Succeeds if the current position is eq? to c. Fails otherwise, or if the position is beyond the end of the string.

value
$left : (Parser Char)

Succeeds if the current character is #\(.

value
$right : (Parser Char)

Succeeds if the current character is #\).

procedure
($return v) → (Parser A)
v : A

The return of the parser monad. Always succeeds, returning v.

syntax
(>> e ...)

Bind of the parser monad. Monadic bind. Composes a sequence of parsers by passing the successful result of each into the next parser. Each command (x <- e) runs the parser e and binds the result to x in the remaining commands, or fails if e fails.

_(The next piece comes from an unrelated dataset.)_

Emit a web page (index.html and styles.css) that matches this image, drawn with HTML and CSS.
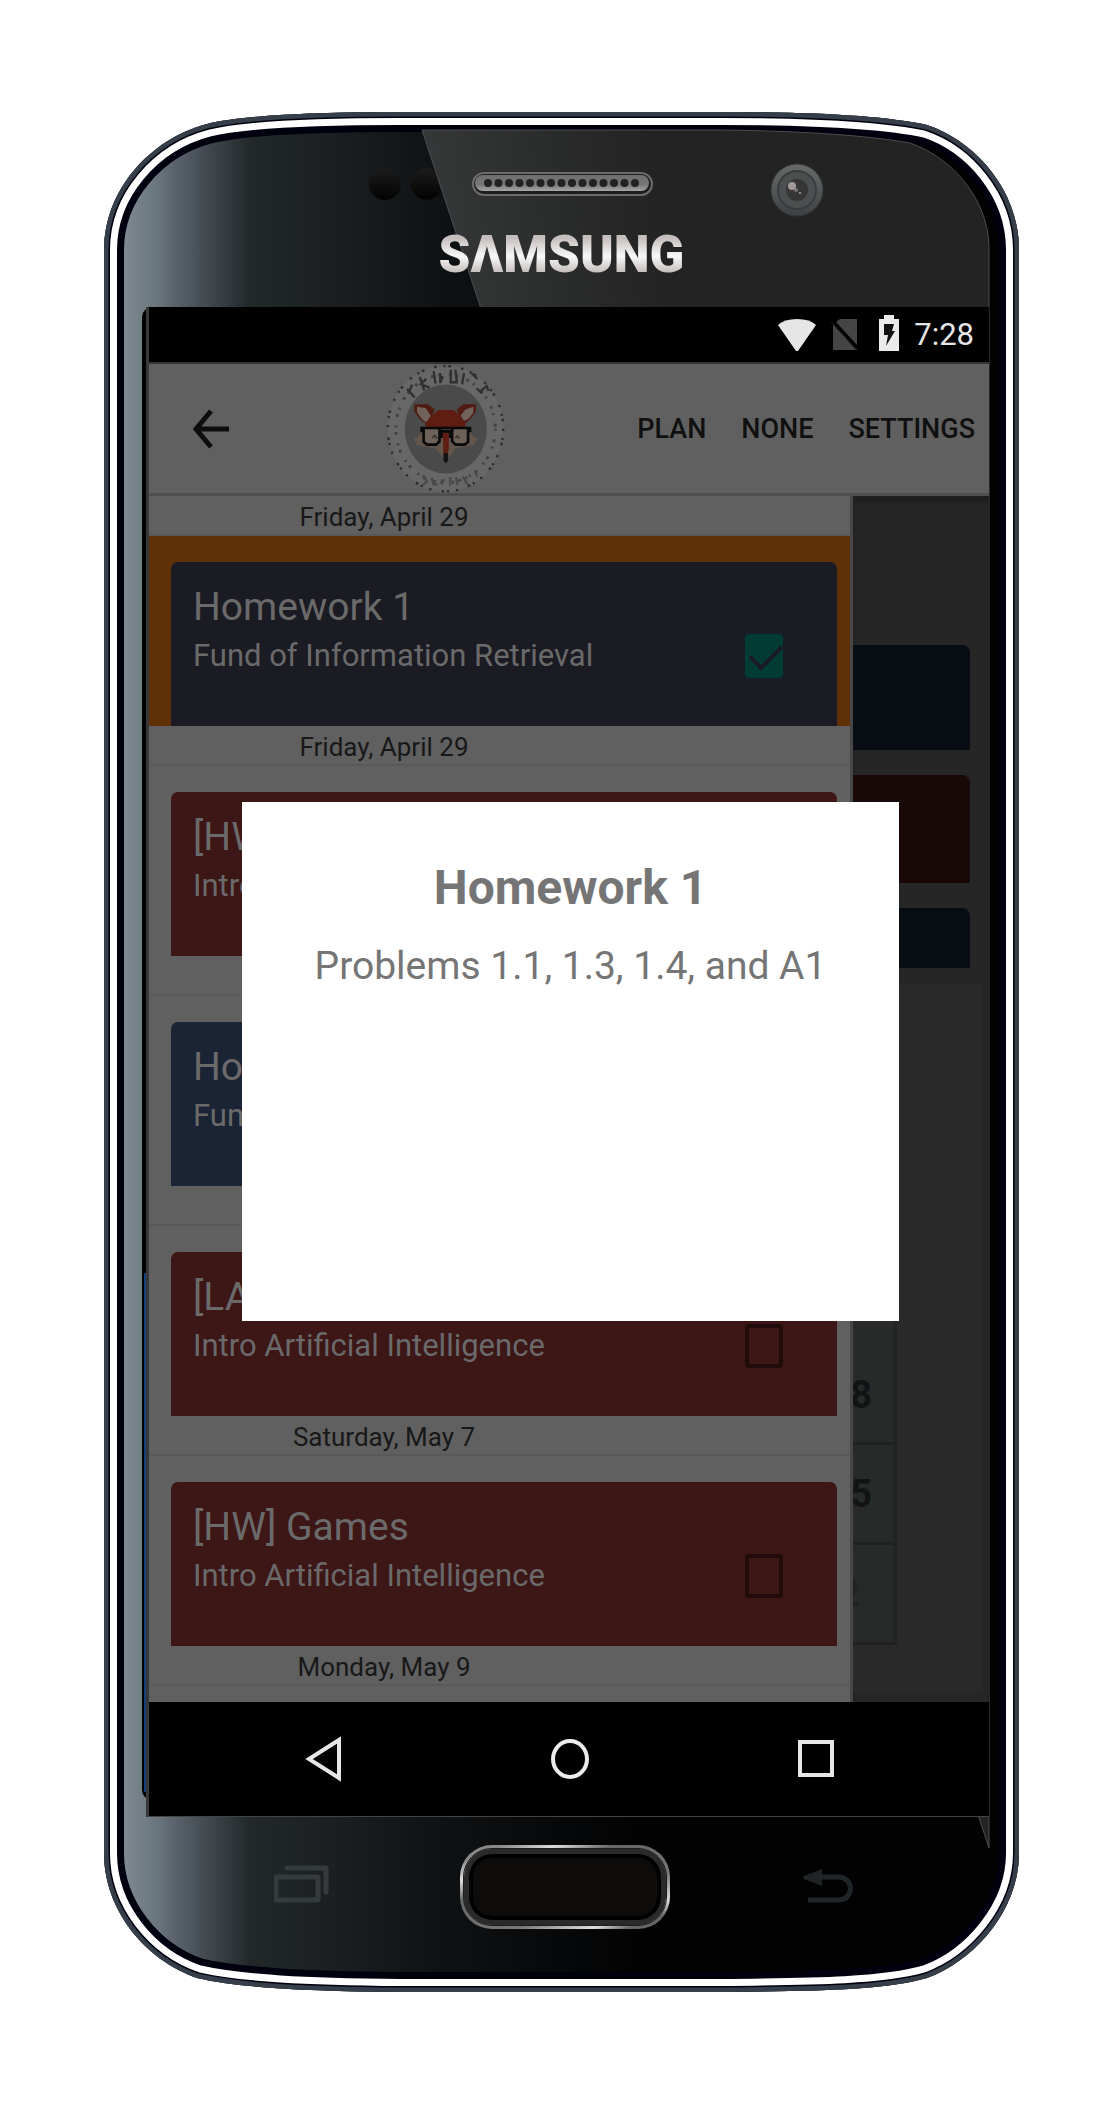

A non-binding command e is simply run for effect.

syntax
($do cmds ...)

cmd = (x <- e)
| e

Syntactic sugar for the bind of the parser monad. Composes a sequence of parsers into a single parser. Each command (x <- e) runs the parser e and binds the result to x in the remaining commands, or fails if e fails. A non-binding command e is simply run for effect.

syntax
($do0 e0 cmds ...)

cmd = (x <- e)
| e

Like $do, but returns the result of e0 after executing the remaining commands.

value
$fail : (Parser A)

Always fails.

value
$get-pos : (Parser Position)

Always succeeds, returning the current position in the string.

procedure
($or pa1 pa2) → (Parser (U A B))
pa1 : (Parser A)
pa2 : (Parser B)

Succeeds if pa1 or pa2 suceeds. Returns the result of the first to match.

syntax
($or* pa ...)

Succeeds if any of pa match, tried in order using $or. Returns the result of the first to match.

procedure
($not pa) → (Parser Void)
pa : (Parser A)

Succeeds if p fails; fails if p succeeds. Nonconsuming.

procedure
($branch pa pt pf) → (Parser (U B C))
  pa : (Parser A)
  pt : (Parser B)
  pf : (Parser C)

If pa succeeds, continues with pt, otherwise with pf. You probably want $with-option.

procedure
($with-option pa just pnothing) → (Parser (U B C))
  pa : (Parser A)
  just : (-> A (Parser B))
  pnothing : (Parser C)

If pa succeeds, passes the result to just and continues. Otherwise, continues with pf.

procedure
($many+ pa) → (Parser Span)
pa : (Parser A)

Succeeds if pa succeeds one or more times, returning the span. pa should be a consuming parser.

procedure
($many* pa) → (Parser Span)
pa : (Parser A)

Succeeds if pa succeeds zero or more times, returning the span. pa should be a consuming parser.

procedure
($until p-stop) → (Parser Span)
p-stop : (Parser A)

Succeeds as long as p-stop fails or until $eof, returning the span.

procedure
($get-substring sp) → (Parser String)
sp : Span

Always succeeds, returning the substring represented by the span sp.

procedure
($foldl f p-base p-ele) → (Parser B)
  f : (-> A B B)
  p-base : (Parser B)
  p-ele : (Parser A)

Folds left to right over the input string until p-ele fails, combining the results using f. f is used to combine results before the next iteration.

Example:

> (parse ($foldl cons ($return '()) $any-char) "abcdef")
'(#\f #\e #\d #\c #\b #\a)

procedure
($foldr f p-base p-ele) → (Parser B)
  f : (-> A B B)
  p-base : (Parser B)
  p-ele : (Parser A)

Folds right to left over the input string until p-ele fails, combining the results using f. f is used to combine results after the next iteration.

Example:

> (parse ($foldr cons ($return '()) $any-char) "abcdef")
'(#\a #\b #\c #\d #\e #\f)

value
$read-line : (Parser Span)

Succeeds until the next newline character, or the end of the string, returning the span.

value
$skip-line : (Parser Void)

Succeeds until the next newline character, or the end of the string, but without computing the span.

value
$spaces : (Parser Span)

Succeeds against zero or more #\spaces.

value
$whitespaces : (Parser Span)

Succeeds against zero or more #\space, #\newline, and #\tab characters.

procedure
($string s) → (Parser Span)
s : String

Succeeds if the characters of s match a substring of the input starting at the current position.

procedure
($satisfy pred) → (Parser Char)
pred : (-> Char Boolean)

Succeeds if pred returns true given the current character.

value
$identifier-char : (Parser Char)

Succeeds against a character that is valid in an identifier?.

value
$identifier : (Parser Span)

Succeeds against a one or more $identifier-char.

value
$digit : (Parser Char)

Succeeds against a character that is char-numeric?.

value
$digits : (Parser Span)

Succeeds against one or more $digit.